The red open weave suit introduces another register. Tweed is no longer compact and dense but opened, unraveled into a net like grid that exposes as much as it conceals. The chromatic saturation is immediate, almost confrontational, yet the composition remains rigorously structured. The surface vibrates, but it does not collapse.
This tension recalls the work of Rashid Johnson, particularly his red grid paintings in which looping gestures accumulate within a disciplined framework. His marks appear spontaneous, even obsessive, yet they are contained within an architectural order. Repetition becomes rhythm. Saturation becomes intensity rather than excess. The surface carries energy without dissolving into chaos.
The suit operates within a similar dynamic. The grid restrains the red. The weave structures the impulse. What could read as raw expressivity is held in place by construction. On the canvas, Johnson’s marks activate a two dimensional field. On the body, Blazy’s open tweed transforms that logic into volume. The abstraction steps off the wall and acquires weight, movement, gravity.
Across these correspondences, sculpture, trompe l’oeil, chromatic immersion, and abstract repetition converge. The garments do not imitate artworks. They operate through comparable logics. Origin, stratification, saturation, rhythm. These are not decorative references but structural affinities.
We all inherit a visual culture. Forms sediment within us. Images accumulate across time and reappear in contemporary creation, sometimes consciously, often intuitively. With his upbringing in an art saturated environment and his formation at La Cambre, Matthieu Blazy carries within him a dense visual memory. It is therefore unsurprising that his work resonates on symbolic, philosophical, and pictorial levels without declaring explicit citation.

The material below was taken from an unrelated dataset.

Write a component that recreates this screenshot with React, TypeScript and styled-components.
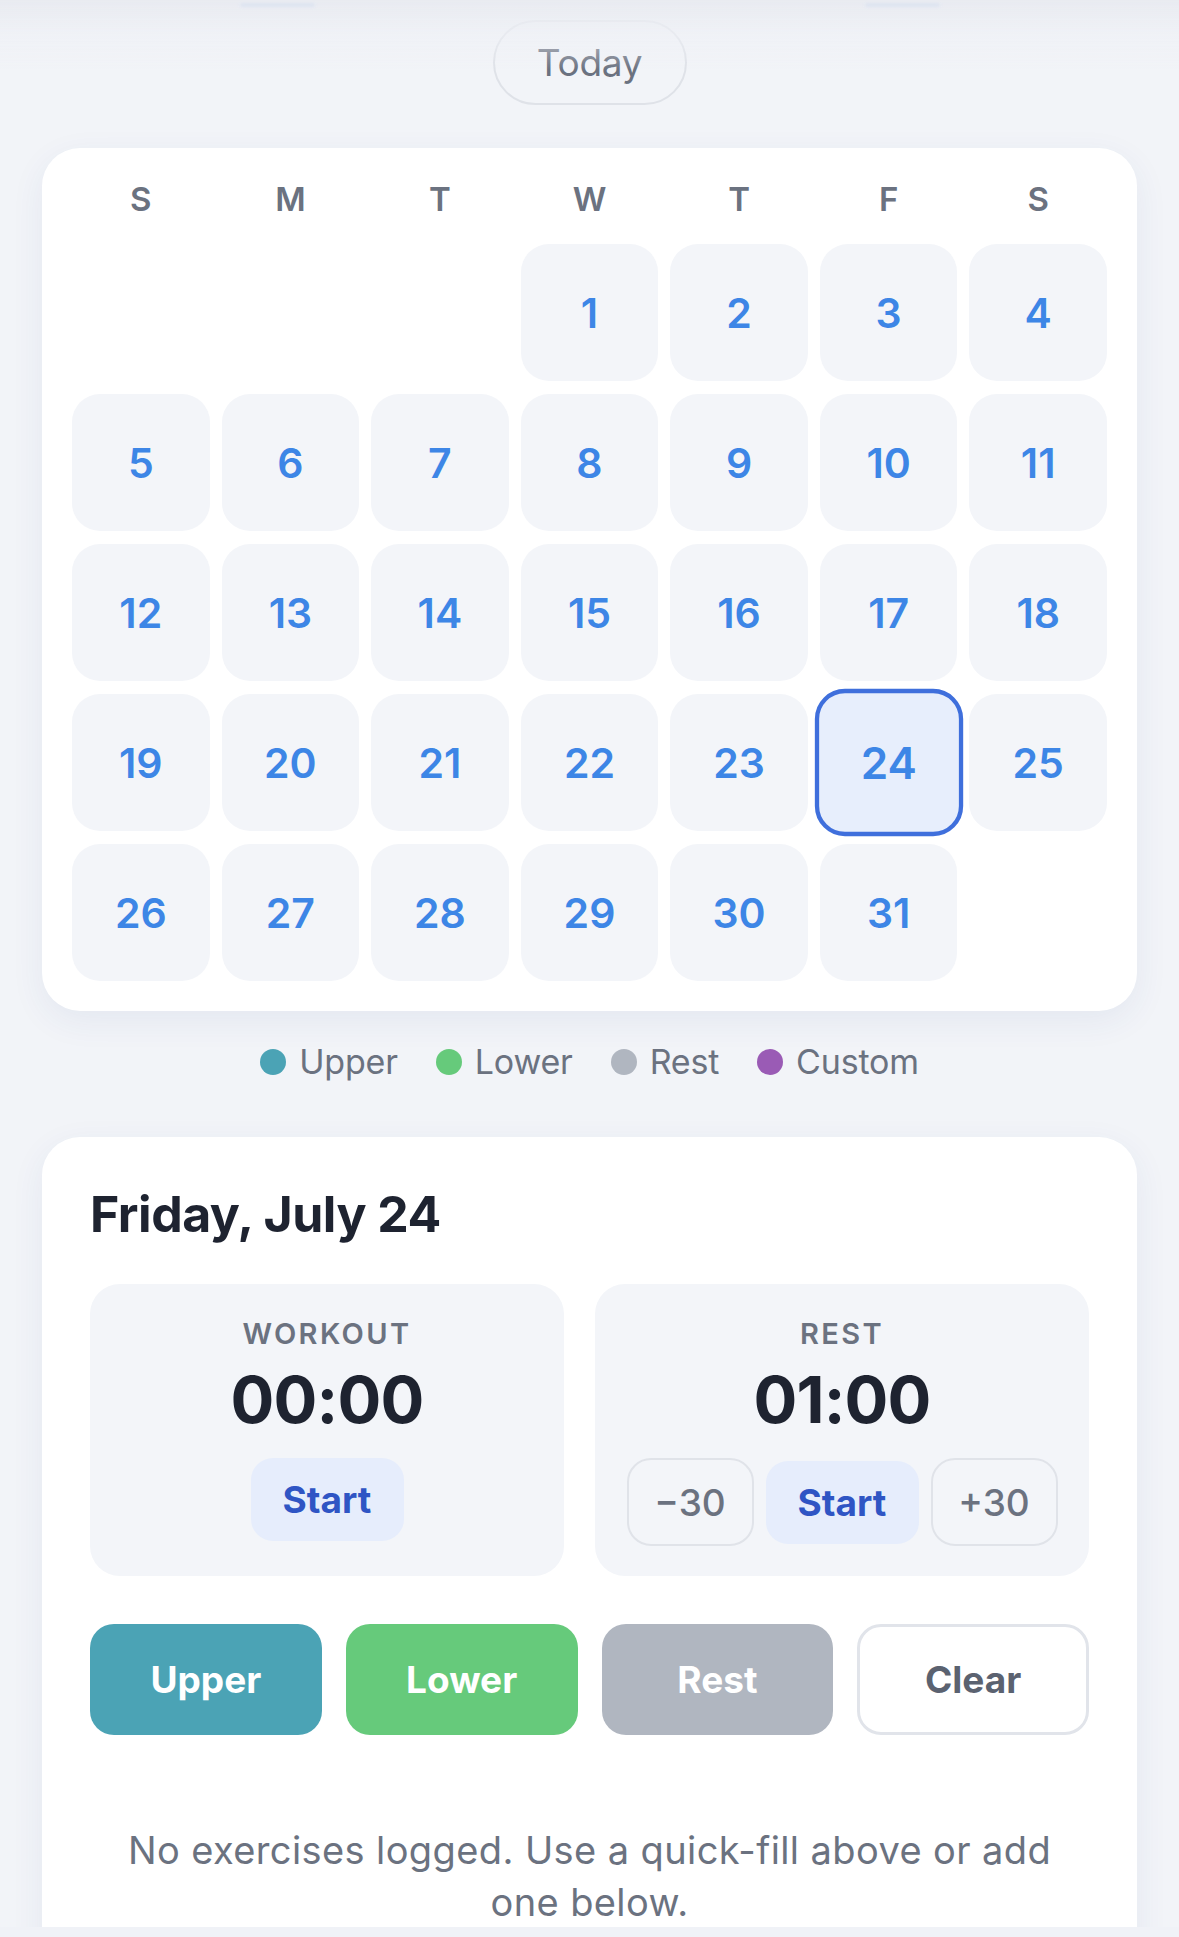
import { createGlobalStyle } from "styled-components";
import styled from "styled-components";

const GlobalStyle = createGlobalStyle`
  html, body {
    margin: 0;
    padding: 0;
    background: #f2f4f8;
    font-family: Inter, "Noto Sans", "Liberation Sans", sans-serif;
    -webkit-font-smoothing: antialiased;
  }
  * { box-sizing: border-box; }
`;

const WEEKDAYS = ["S", "M", "T", "W", "T", "F", "S"];
const FIRST_OFFSET = 3;
const DAYS_IN_MONTH = 31;
const SELECTED_DAY = 24;

const LEGEND = [
  { label: "Upper", color: "#4ba3b5" },
  { label: "Lower", color: "#66ca7b" },
  { label: "Rest", color: "#b0b6c0" },
  { label: "Custom", color: "#9a5bb5" },
];

const Page = styled.div`
  padding: 20px 42px 120px;
  min-height: 1937px;
`;

const TopFade = styled.div`
  position: fixed;
  top: 0;
  left: 0;
  right: 0;
  height: 70px;
  background: linear-gradient(
    to bottom,
    rgba(232, 234, 240, 0.95) 0%,
    rgba(238, 240, 245, 0.6) 50%,
    rgba(242, 244, 248, 0) 100%
  );
  pointer-events: none;
  z-index: 2;
`;

const FadedBar = styled.div<{ left: number }>`
  position: absolute;
  top: 3px;
  left: ${({ left }) => left}px;
  width: 75px;
  height: 4px;
  border-radius: 2px;
  background: #dde4f1;
  filter: blur(1.5px);
`;

const BottomStrip = styled.div`
  position: fixed;
  left: 0;
  right: 0;
  bottom: 0;
  height: 10px;
  background: #f0f2f7;
  z-index: 2;
`;

const TodayRow = styled.div`
  display: flex;
  justify-content: center;
`;

const TodayButton = styled.button`
  width: 194px;
  height: 85px;
  border-radius: 43px;
  border: 2.5px solid #dfe2e8;
  background: transparent;
  color: #6b7280;
  font-family: inherit;
  font-size: 37px;
  font-weight: 400;
  letter-spacing: -0.3px;
`;

const Card = styled.section`
  background: #ffffff;
  border-radius: 38px;
  box-shadow: 0 10px 34px rgba(40, 70, 140, 0.07);
`;

const CalendarCard = styled(Card)`
  margin-top: 43px;
  padding: 30px 30px 30px;
`;

const WeekHeader = styled.div`
  display: grid;
  grid-template-columns: repeat(7, 1fr);
  column-gap: 12px;
  height: 42px;
  margin-bottom: 24px;
`;

const WeekLetter = styled.div`
  display: flex;
  align-items: center;
  justify-content: center;
  color: #6b7280;
  font-size: 33px;
  font-weight: 600;
`;

const DaysGrid = styled.div`
  display: grid;
  grid-template-columns: repeat(7, 1fr);
  column-gap: 12px;
  row-gap: 13px;
`;

const DayCell = styled.button<{ selected?: boolean }>`
  height: 137px;
  border-radius: 28px;
  display: flex;
  align-items: center;
  justify-content: center;
  font-family: inherit;
  font-size: 41px;
  font-weight: 600;
  color: #3d86e6;
  background: ${({ selected }) => (selected ? "#e7eefc" : "#f3f5f9")};
  border: ${({ selected }) => (selected ? "4px solid #3f6fdc" : "none")};
  transform: ${({ selected }) => (selected ? "scale(1.075)" : "none")};
  padding: 0;
`;

const EmptyCell = styled.div`
  height: 137px;
`;

const Legend = styled.div`
  display: flex;
  justify-content: center;
  align-items: center;
  gap: 38px;
  margin-top: 30px;
  height: 41px;
`;

const LegendItem = styled.div`
  display: flex;
  align-items: center;
  gap: 13px;
  color: #6b7280;
  font-size: 34px;
  font-weight: 400;
  letter-spacing: -0.2px;
`;

const Dot = styled.span<{ color: string }>`
  width: 26px;
  height: 26px;
  border-radius: 50%;
  background: ${({ color }) => color};
`;

const DetailCard = styled(Card)`
  margin-top: 55px;
  padding: 47px 48px 60px;
`;

const Title = styled.h2`
  margin: 0;
  color: #1e2330;
  font-size: 50px;
  line-height: 60px;
  font-weight: 700;
  letter-spacing: -0.5px;
`;

const Timers = styled.div`
  display: grid;
  grid-template-columns: 474fr 494fr;
  column-gap: 31px;
  margin-top: 40px;
`;

const TimerBox = styled.div`
  background: #f3f5f9;
  border-radius: 30px;
  padding: 32px 24px 30px;
  display: flex;
  flex-direction: column;
  align-items: center;
`;

const TimerLabel = styled.div`
  color: #6b7280;
  font-size: 29px;
  line-height: 35px;
  font-weight: 600;
  letter-spacing: 2.4px;
`;

const TimerValue = styled.div`
  margin-top: 13px;
  color: #1e2330;
  font-size: 65px;
  line-height: 71px;
  font-weight: 700;
  letter-spacing: -0.8px;
`;

const TimerActions = styled.div`
  margin-top: 23px;
  display: flex;
  align-items: center;
  gap: 12px;
`;

const StartButton = styled.button`
  width: 153px;
  height: 83px;
  border: none;
  border-radius: 22px;
  background: #e6edfc;
  color: #2f55c4;
  font-family: inherit;
  font-size: 37px;
  font-weight: 700;
`;

const StepButton = styled.button`
  width: 127px;
  height: 88px;
  border: 2.5px solid #e0e3e9;
  border-radius: 24px;
  background: transparent;
  color: #6b7280;
  font-family: inherit;
  font-size: 37px;
  font-weight: 500;
`;

const QuickFill = styled.div`
  display: grid;
  grid-template-columns: repeat(4, 1fr);
  column-gap: 24px;
  margin-top: 48px;
`;

const FillButton = styled.button<{ bg: string; outlined?: boolean }>`
  height: 111px;
  border-radius: 24px;
  background: ${({ bg }) => bg};
  border: ${({ outlined }) => (outlined ? "3px solid #e1e4ea" : "none")};
  color: ${({ outlined }) => (outlined ? "#5b6270" : "#ffffff")};
  font-family: inherit;
  font-size: 37px;
  font-weight: 700;
`;

const EmptyText = styled.p`
  margin: 89px auto 0;
  max-width: 960px;
  text-align: center;
  color: #6b7280;
  font-size: 38px;
  line-height: 52px;
  font-weight: 400;
  letter-spacing: 0.4px;
`;

export default function App() {
  const cells: (number | null)[] = [
    ...Array.from({ length: FIRST_OFFSET }, () => null),
    ...Array.from({ length: DAYS_IN_MONTH }, (_, i) => i + 1),
  ];

  return (
    <>
      <GlobalStyle />
      <TopFade>
        <FadedBar left={240} />
        <FadedBar left={865} />
      </TopFade>
      <Page>
        <TodayRow>
          <TodayButton>Today</TodayButton>
        </TodayRow>

        <CalendarCard>
          <WeekHeader>
            {WEEKDAYS.map((d, i) => (
              <WeekLetter key={i}>{d}</WeekLetter>
            ))}
          </WeekHeader>
          <DaysGrid>
            {cells.map((day, i) =>
              day === null ? (
                <EmptyCell key={`e${i}`} />
              ) : (
                <DayCell key={day} selected={day === SELECTED_DAY}>
                  {day}
                </DayCell>
              )
            )}
          </DaysGrid>
        </CalendarCard>

        <Legend>
          {LEGEND.map((item) => (
            <LegendItem key={item.label}>
              <Dot color={item.color} />
              {item.label}
            </LegendItem>
          ))}
        </Legend>

        <DetailCard>
          <Title>Friday, July 24</Title>
          <Timers>
            <TimerBox>
              <TimerLabel>WORKOUT</TimerLabel>
              <TimerValue>00:00</TimerValue>
              <TimerActions>
                <StartButton>Start</StartButton>
              </TimerActions>
            </TimerBox>
            <TimerBox>
              <TimerLabel>REST</TimerLabel>
              <TimerValue>01:00</TimerValue>
              <TimerActions>
                <StepButton>−30</StepButton>
                <StartButton>Start</StartButton>
                <StepButton>+30</StepButton>
              </TimerActions>
            </TimerBox>
          </Timers>
          <QuickFill>
            <FillButton bg="#4ba3b5">Upper</FillButton>
            <FillButton bg="#66ca7b">Lower</FillButton>
            <FillButton bg="#b0b6c0">Rest</FillButton>
            <FillButton bg="#ffffff" outlined>
              Clear
            </FillButton>
          </QuickFill>
          <EmptyText>
            No exercises logged. Use a quick-fill above or add one below.
          </EmptyText>
        </DetailCard>
      </Page>
      <BottomStrip />
    </>
  );
}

After moving through a collection where temporality collapses into continuity, where illusion and materiality coexist, where accessories assume sculptural autonomy and textiles behave like fields of painting, the question shifts.
If these garments activate the same structures and conceptual tensions that have long defined modern art, what precisely would exclude them from that category.
And in the spirit of What Is Not Art, perhaps the more unsettling question is: When we stand before such objects, what is it that compels us to insist that they are not art.